The repo includes a production Dockerfile and entry script. The default container entrypoint runs canonry bootstrap and then canonry serve.

docker build -t canonry .

docker run --rm \
  -p 4100:4100 \
  -e PORT=4100 \
  -e CANONRY_CONFIG_DIR=/data/canonry \
  -e GEMINI_API_KEY=your-key \
  -v canonry-data:/data \
  canonry

Published container images are available on Docker Hub:

docker pull arberx/canonry:latest

The same image is also published to GitHub Container Registry:

docker pull ghcr.io/ainyc/canonry:latest

Keep the container to a single replica and mount persistent storage at /data so SQLite and config.yaml survive restarts.

No CORS configuration is required for this Docker setup. The dashboard and API are served by the same Canonry process on the same origin. CORS only becomes relevant if you split the frontend and API onto different domains.

Deploy on Railway or Render

Use the repo root as the service root. @ainyc/canonry depends on shared workspace packages under packages/*, so deploying from a subdirectory will break the build.

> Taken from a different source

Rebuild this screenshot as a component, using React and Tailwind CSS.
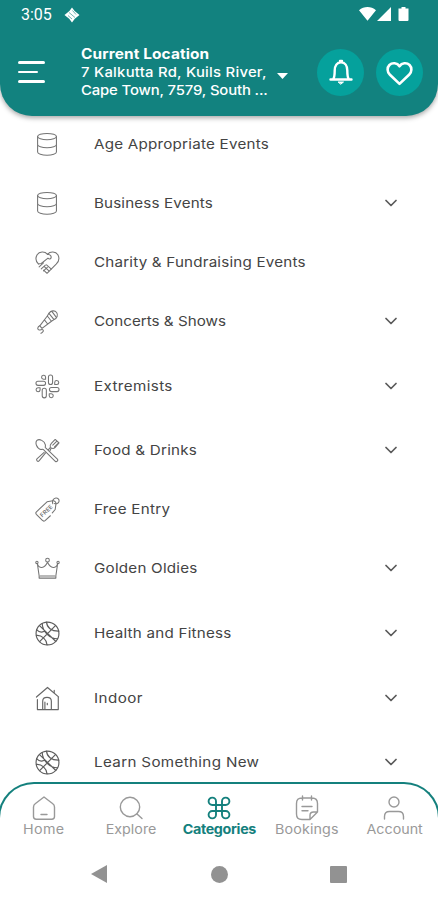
import { ChevronDown } from "lucide-react";

const Icon = ({ children, className = "h-[25px] w-[25px] text-[#747474]", strokeWidth = 1.1 }) => (
  <svg
    viewBox="0 0 26 26"
    className={className}
    fill="none"
    stroke="currentColor"
    strokeWidth={strokeWidth}
    strokeLinecap="round"
    strokeLinejoin="round"
  >
    {children}
  </svg>
);

const DatabaseIcon = () => (
  <Icon>
    <ellipse cx="12.5" cy="4.800" rx="9.8" ry="3.300" />
    <path d="M2.700 4.800v16c0 1.800 4.300 3.300 9.800 3.300s9.800-1.500 9.800-3.300v-16M2.700 13c0 1.800 4.300 3.300 9.800 3.300s9.800-1.500 9.800-3.300" />
  </Icon>
);

const CharityIcon = () => (
  <Icon>
    <path d="M13 4.500C10 1 4.500 1.500 2.200 5 .2 8.500 1 12 3.500 14.500M13 4.500C16 1 21.500 1.500 23.800 5c2 3.500.9 7-1.800 9.800L12.500 24.200 9 21" />
    <path d="M13 4.500c2.500.3 4 1.800 3.800 3.500-.3 1.500-2 1.700-3.300.5L6.500 14l-3 .5" />
    <path d="M4.300 17.500l4.500-4.200M6.500 19.700l4.300-4M8.800 21.800l4-3.700M12 15.400l5 4.400M10 17.500l4.500 4.300" />
  </Icon>
);

const MicrophoneIcon = () => (
  <Icon>
    <path d="M14.500 4.500c2-3 6-3.500 8-.8 1.800 2.500.5 6-2.700 7.300z" />
    <path d="m14.500 4.500-1.700 2.800 4.300 5.400 2.700-1.700M12.800 7.300 5 17.500l2.300 2.600 9.800-7.400M10 11.500l3 3.800M17.500 2.500l4.500 6" />
    <path d="M5 17.500c-2.500 1-2.800 4-.8 4.300 1.800.2 3.300-1.200 4.200 0 .8 1.200-.6 2.600-2.200 3.500" />
  </Icon>
);

const ExtremeIcon = () => (
  <Icon>
    <rect x="1" y="7.500" width="10" height="4.300" rx="2.100" />
    <rect x="14" y="1" width="4.300" height="10" rx="2.100" />
    <rect x="15" y="14" width="10" height="4.300" rx="2.100" />
    <rect x="7.500" y="14.800" width="4.300" height="10" rx="2.100" />
    <path d="M11 5.500H8.900A2.100 2.100 0 1 1 11 3.200zM20.500 11V8.800a2.100 2.100 0 1 1 2.200 2.200zM14.800 20.500H17a2.100 2.100 0 1 1-2.200 2.200zM5.300 14.300v2.200a2.100 2.100 0 1 1-2.200-2.200z" />
  </Icon>
);

const FoodIcon = () => (
  <Icon>
    <path d="M2 2.500C4.500.5 10 2.800 10.800 7.200c.2 1.400-.3 2.300 0 2.800L23.300 22c1.200 1.400-.8 3.400-2.200 2.200L8.800 12c-.6-.5-1.500 0-2.800-.1C2 11.200-.3 5 2 2.500z" />
    <path d="m14 12 2-2.200c-.8-2 0-3.300 1-4.300L21 1.500M18.500 7.500l4-4M20.300 9.200l4-4M21 1.500l4 3.700M25 5.200 20.800 10c-1 1-2.800 1-4 .5l-1.300 3M11 15.500 4.200 23.800c-1.400 1.300-3.300-.8-2.200-2.100L9.500 15" />
  </Icon>
);

const FreeTagIcon = () => (
  <Icon>
    <path d="m16 19.500-5.500 5c-1 .8-2 .7-2.800-.1L1.400 18c-.7-.8-.7-1.800.1-2.600L12.500 5l6-1c1.900-.2 3.500 1.300 3.300 3.200l-.8 5.800-3 3.500" />
    <path d="M18.500 7c-1-2.500.5-5.700 3.200-6 2-.2 3.700 1.500 3.300 3.500-.4 2.200-3 3.200-4.700 2.200" />
    <text
      x="12"
      y="16.500"
      transform="rotate(-43 12 14.500)"
      textAnchor="middle"
      fill="currentColor"
      stroke="none"
      className="font-['Inter'] text-[6px] font-semibold"
    >
      FREE
    </text>
  </Icon>
);

const CrownIcon = () => (
  <Icon>
    <path d="M4.300 20.500 2.500 8.200c1.800 4.800 7 5.600 10.500-1.700 3.500 7.300 8.700 6.500 10.500 1.700L21.700 20.500M4.300 23h17.400M4.300 20.500V23M21.700 20.500V23M5.500 20.700h15" />
    <circle cx="13" cy="4.300" r="1.900" />
    <circle cx="2" cy="6.700" r="1.200" />
    <circle cx="24" cy="6.700" r="1.200" />
  </Icon>
);

const BallIcon = () => (
  <Icon className="h-[25px] w-[25px] text-[#5c5c5c]" strokeWidth={1.2}>
    <circle cx="13" cy="13" r="11.900" />
    <path d="m4.700 4.800 17 16.500M21.500 4.500 4.800 21.500M12 1.200c.3 5.500 5 9.500 12.800 9.300M1.500 15c5.500-.5 10.500 4 11 9.700M7.500 2.700c.2 8 7.500 16 16 15.800M1.700 9c2.500 2.800 5 3 7.500 2" />
  </Icon>
);

const IndoorIcon = () => (
  <Icon className="h-[25px] w-[25px] text-[#666666]" strokeWidth={1.2}>
    <path d="M1.500 11.500 13 1.500l11.500 9.800M24.200 11.300v13.200H2.500V14M20 4.500v3M8 24.300v-8.500c0-5.200 9-5.200 9 0v8.500M10.300 24.300v-7.500M12.800 18v1.500" />
  </Icon>
);

const categories = [
  { label: "Age Appropriate Events", icon: DatabaseIcon, row: "tracking-[0.2px]" },
  { label: "Business Events", icon: DatabaseIcon, row: "tracking-[0.13px]", expandable: true },
  { label: "Charity & Fundraising Events", icon: CharityIcon, row: "tracking-[0.17px]" },
  { label: "Concerts & Shows", icon: MicrophoneIcon, row: "tracking-[0.01px]", expandable: true },
  { label: "Extremists", icon: ExtremeIcon, row: "mt-1.5 tracking-[0.35px]", expandable: true },
  { label: "Food & Drinks", icon: FoodIcon, row: "mt-[5px] tracking-[0.2px]", expandable: true },
  { label: "Free Entry", icon: FreeTagIcon, row: "tracking-[0.25px]" },
  { label: "Golden Oldies", icon: CrownIcon, row: "tracking-[0.2px]", expandable: true },
  { label: "Health and Fitness", icon: BallIcon, row: "mt-1.5 tracking-[0.2px]", expandable: true },
  { label: "Indoor", icon: IndoorIcon, row: "mt-1.5 tracking-[0.4px]", expandable: true },
  { label: "Learn Something New", icon: BallIcon, row: "mt-[5px] tracking-[0.3px]", expandable: true },
];

const tabs = [
  {
    label: "Home",
    style: "text-[#999999] tracking-[0.3px]",
    icon: <path d="M4.500 8.500 13 2l8.500 6.500c1.500 1.100 2 2 2 3.500v9.500c0 1.700-1 2.700-2.700 2.700H5.200c-1.700 0-2.700-1-2.700-2.700V12c0-1.500.5-2.400 2-3.500zM10 19.500h6" />,
  },
  {
    label: "Explore",
    style: "text-[#999999]",
    icon: (
      <>
        <circle cx="12" cy="12" r="9.700" />
        <path d="m19 19 5 4.500" />
      </>
    ),
  },
  {
    label: "Categories",
    style: "text-[#14807d] font-bold tracking-[-0.3px]",
    icon: (
      <path
        strokeWidth="1.900"
        d="M10 10H6.300a3.700 3.700 0 1 1 3.700-3.700v13.400a3.700 3.700 0 1 1-3.700-3.700h13.400a3.700 3.700 0 1 1-3.700 3.700V6.300a3.700 3.700 0 1 1 3.700 3.700z"
      />
    ),
  },
  {
    label: "Bookings",
    style: "text-[#999999] tracking-[0.1px]",
    icon: (
      <path d="M16 24.500H8c-3.700 0-5.500-1.800-5.500-5.500V8.500C2.500 4.800 4.300 3 8 3h10c3.700 0 5.500 1.800 5.500 5.500V17L16 24.500v-4c0-2.300 1-3.500 3.500-3.500h4M8.500 1v4M17.500 1v4M8 11.500h10M8 15.800h6" />
    ),
  },
  {
    label: "Account",
    style: "text-[#999999]",
    icon: (
      <>
        <circle cx="13" cy="7" r="5" />
        <path d="M3.500 24v-2.500c0-3.500 2-5 5-5h9c3 0 5 1.500 5 5V24" />
      </>
    ),
  },
];

const StatusBar = () => (
  <div className="flex h-[30px] items-center justify-between pl-[21px] pr-[29px]">
    <div className="flex items-center gap-3">
      <span className="font-['Roboto'] text-base leading-none">3:05</span>
      <svg viewBox="0 0 16 16" className="h-4 w-4" fill="currentColor">
        <path d="M8 .5l2.600 3.600L15.500 8l-4.700 3.800L8 15.500l-2.800-3.700L.5 8l4.900-3.900z" />
        <path d="m5 5.500 6 5M8.500 3.500l3.500 4M4 8.500l4 3.500" stroke="#12827f" strokeWidth=".6" />
      </svg>
    </div>
    <svg viewBox="0 0 50 16" className="-mt-0.5 h-4 w-[50px]" fill="currentColor">
      <path d="M0 4.200C5-.2 12-.2 17 4.200L8.500 14.800zM32 1v14H18zM39.500 2.500h3V1h4v1.500H49.500V14q0 1-1 1h-8q-1 0-1-1z" />
    </svg>
  </div>
);

const Header = () => (
  <header className="relative z-10 h-[116px] shrink-0 rounded-b-[32px] bg-[#12827f] text-white shadow-[0_2px_5px_rgba(0,0,0,0.35)]">
    <StatusBar />
    <div className="flex h-[84px] items-center pl-[18px] pr-[15px]">
      <button className="flex w-[27px] flex-col gap-[7px]">
        <span className="h-[2.500px] w-full rounded-full bg-white" />
        <span className="h-[2.500px] w-5 rounded-full bg-white" />
        <span className="h-[2.500px] w-full rounded-full bg-white" />
      </button>
      <div className="ml-9 w-[196px] origin-left scale-x-110 whitespace-nowrap text-[13.5px] font-medium leading-[18px]">
        <p className="text-sm font-bold leading-[18px] tracking-[0.1px]">Current Location</p>
        <p className="tracking-[0.23px]">7 Kalkutta Rd, Kuils River,</p>
        <p className="tracking-[-0.12px]">Cape Town, 7579, South ...</p>
      </div>
      <svg viewBox="0 0 11 6" className="mt-2 h-1.5 w-[11px]" fill="currentColor">
        <path d="M0 0h11L5.500 6z" />
      </svg>
      <button className="ml-auto flex h-[47px] w-[47px] items-center justify-center rounded-full bg-[#05a19c]">
        <Icon className="h-[26px] w-[26px]" strokeWidth={2.4}>
          <path d="M2.500 20.500h21M5 20.500c1.500-1.800 1.700-4 1.700-9 0-4.800 2.300-8.200 6.300-8.200s6.300 3.400 6.300 8.200c0 5 .2 7.200 1.700 9M12 2h2" />
          <path d="M10.500 23h5L13 25z" fill="currentColor" strokeWidth="1" />
        </Icon>
      </button>
      <button className="ml-3 flex h-[47px] w-[47px] items-center justify-center rounded-full bg-[#05a19c]">
        <Icon className="h-[27px] w-[27px]" strokeWidth={2.5}>
          <path d="M13 24 3.800 15.200c-3-3-2.800-7 -.5-9.400C6 3.200 10.800 3.500 13 7c2.200-3.500 7-3.800 9.700-1.200 2.300 2.400 2.500 6.400-.5 9.400z" />
        </Icon>
      </button>
    </div>
  </header>
);

const CategoryRow = ({ label, icon: CategoryIcon, row, expandable }) => (
  <li className={`flex h-[59px] items-center pl-[35px] pr-[37px] ${row}`}>
    <CategoryIcon />
    <span className="ml-[34px] flex-1 origin-left scale-x-[1.125] whitespace-nowrap pt-px text-[13.5px] text-[#444444]">
      {label}
    </span>
    {expandable && <ChevronDown className="h-5 w-5 text-[#5a5a5a]" strokeWidth={2.1} />}
  </li>
);

const BottomNav = () => (
  <nav className="-mx-[2px] h-[118px] shrink-0 rounded-t-[36px] border-x-2 border-t-2 border-[#14807d] bg-white">
    <div className="grid grid-cols-5 pt-[11px]">
      {tabs.map((tab) => (
        <button
          key={tab.label}
          className={`flex flex-col items-center whitespace-nowrap text-[13px] leading-[17px] ${tab.style}`}
        >
          <Icon className="h-[26px] w-[26px]" strokeWidth={1.4}>
            {tab.icon}
          </Icon>
          <span className="scale-x-110">{tab.label}</span>
        </button>
      ))}
    </div>
    <div className="mt-[27px] flex h-[18px] items-center pl-[91px] text-[#929292]">
      <svg viewBox="0 0 16 18" className="h-[18px] w-4" fill="currentColor">
        <path d="M0 9 16 0v18z" />
      </svg>
      <span className="ml-[104px] h-[17px] w-[17px] rounded-full bg-current" />
      <span className="ml-[102px] h-[17px] w-[17px] rounded-[1px] bg-current" />
    </div>
  </nav>
);

const App = () => (
  <div className="flex h-[900px] w-full flex-col overflow-hidden bg-white font-['Inter',sans-serif]">
    <Header />
    <main className="min-h-0 flex-1 overflow-hidden">
      <ul className="-mt-[1.500px]">
        {categories.map((category) => (
          <CategoryRow key={category.label} {...category} />
        ))}
      </ul>
    </main>
    <BottomNav />
  </div>
);

export default App;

Canonry runs as a single service – the API, web dashboard, and job scheduler all run in one process. No provider API keys are required at startup; configure them later through the web dashboard.

Railway

Deploy on Railway

One-click deploy:

  1. Click the button above (or create a service from this repo manually)
  2. Railway builds the Dockerfile automatically – no custom build or start commands needed
  3. Right-click the service and select Create Volume, set the mount path to /data
  4. Generate a public domain under Settings > Networking (port 8080)
  5. Open the dashboard and follow the setup wizard to configure providers and create your first project

Manual setup:

  1. Create a new service from this GitHub repo
  2. Dockerfile Path: Dockerfile (the default)
  3. Custom Build Command: leave empty
  4. Custom Start Command: leave empty
  5. Add a Volume mounted at /data (right-click the service > Create Volume)
  6. Generate a public domain under Settings > Networking
  7. No environment variables are required to start – the bootstrap creates a SQLite database and API key automatically

Optional environment variables:

Variable Description
GEMINI_API_KEY Google Gemini provider key
OPENAI_API_KEY OpenAI provider key
ANTHROPIC_API_KEY Anthropic/Claude provider key
PERPLEXITY_API_KEY Perplexity provider key
LOCAL_BASE_URL Local LLM endpoint (Ollama, LM Studio, etc.)
CANONRY_API_KEY Pin a specific API key instead of auto-generating one

Provider keys can also be configured at any time via the Settings page in the dashboard.

Keep the service to a single replica – SQLite does not support concurrent writers.

Render

Create one Web Service from this repo with runtime Docker, then attach a persistent disk mounted at /data.

SQLite should live on the persistent disk, so keep the service to a single instance.

Contributing

Contributions are welcome. See CONTRIBUTING.md for setup instructions.

License

FSL-1.1-ALv2. Free to use, modify, and self-host. Each version converts to Apache 2.0 after two years.